##### Material

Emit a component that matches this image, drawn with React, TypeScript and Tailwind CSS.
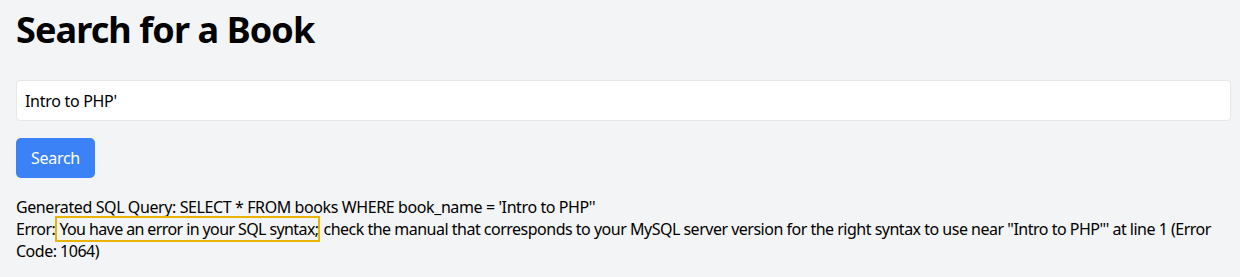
import React, { useState } from "react";

export default function App() {
  const [query, setQuery] = useState("Intro to PHP'");

  return (
    <div className="min-h-[277px] bg-[#f3f4f6] pl-4 pr-[9px] pt-[6px] text-black font-['Noto_Sans',sans-serif]">
      <h1 className="text-[36px] font-bold leading-[48px] tracking-[-0.9px]">Search for a Book</h1>

      <form className="mt-[26px] flex flex-col items-start" onSubmit={(e) => e.preventDefault()}>
        <input
          type="text"
          value={query}
          onChange={(e) => setQuery(e.target.value)}
          className="h-[41px] w-full rounded bg-white border border-[#e5e7eb] px-2 text-base tracking-[-0.3px] outline-none"
        />
        <button
          type="submit"
          className="mt-[17px] h-10 w-[79px] rounded-[5px] bg-[#3b82f6] text-base text-white tracking-[-0.3px]"
        >
          Search
        </button>
      </form>

      {/* Output */}
      <div className="mt-[18px] text-base leading-[22px] tracking-[-0.4px]">
        <p>Generated SQL Query: SELECT * FROM books WHERE book_name = 'Intro to PHP''</p>
        <p className="tracking-[-0.5px]">
          Error:<span className="mr-[3px] border-2 border-[#eab308] pl-[2px] tracking-[-0.6px]">You have an error in your SQL syntax;</span>check
          the manual that corresponds to your MySQL server version for the right syntax to use near ''Intro to
          PHP''' at line 1 (Error Code: 1064)
        </p>
      </div>
    </div>
  );
}
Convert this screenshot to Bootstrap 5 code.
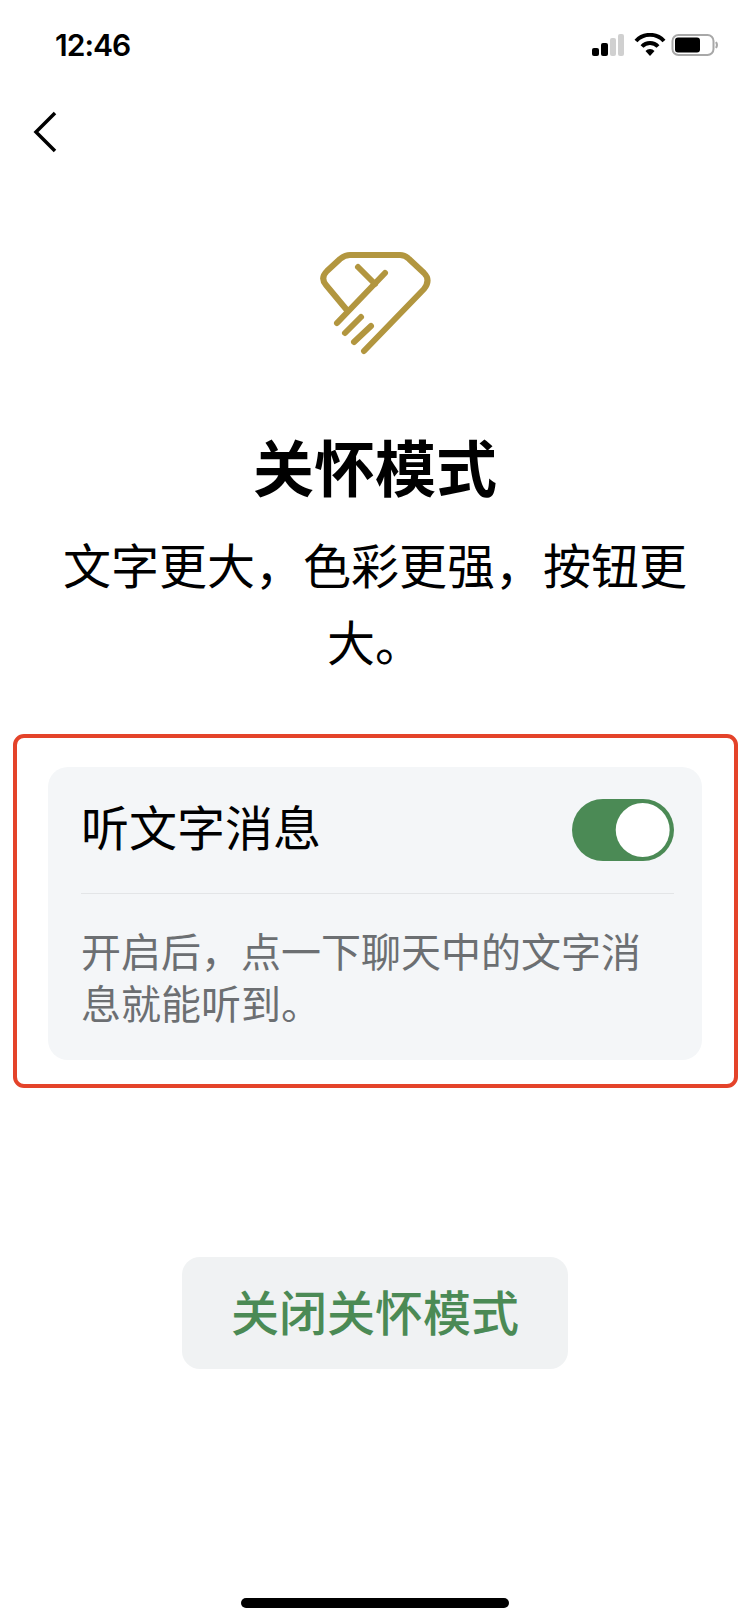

##########

Requirement
Your job is to transcribe the entries above exactly; skip the pictures.

Result for this exercise
Emit a component that matches this image, drawn with React, TypeScript and Tailwind CSS.
import React, { useState } from "react";

export default function App() {
  const [query, setQuery] = useState("Intro to PHP'");

  return (
    <div className="min-h-[277px] bg-[#f3f4f6] pl-4 pr-[9px] pt-[6px] text-black font-['Noto_Sans',sans-serif]">
      <h1 className="text-[36px] font-bold leading-[48px] tracking-[-0.9px]">Search for a Book</h1>

      <form className="mt-[26px] flex flex-col items-start" onSubmit={(e) => e.preventDefault()}>
        <input
          type="text"
          value={query}
          onChange={(e) => setQuery(e.target.value)}
          className="h-[41px] w-full rounded bg-white border border-[#e5e7eb] px-2 text-base tracking-[-0.3px] outline-none"
        />
        <button
          type="submit"
          className="mt-[17px] h-10 w-[79px] rounded-[5px] bg-[#3b82f6] text-base text-white tracking-[-0.3px]"
        >
          Search
        </button>
      </form>

      {/* Output */}
      <div className="mt-[18px] text-base leading-[22px] tracking-[-0.4px]">
        <p>Generated SQL Query: SELECT * FROM books WHERE book_name = 'Intro to PHP''</p>
        <p className="tracking-[-0.5px]">
          Error:<span className="mr-[3px] border-2 border-[#eab308] pl-[2px] tracking-[-0.6px]">You have an error in your SQL syntax;</span>check
          the manual that corresponds to your MySQL server version for the right syntax to use near ''Intro to
          PHP''' at line 1 (Error Code: 1064)
        </p>
      </div>
    </div>
  );
}
Convert this screenshot to Bootstrap 5 code.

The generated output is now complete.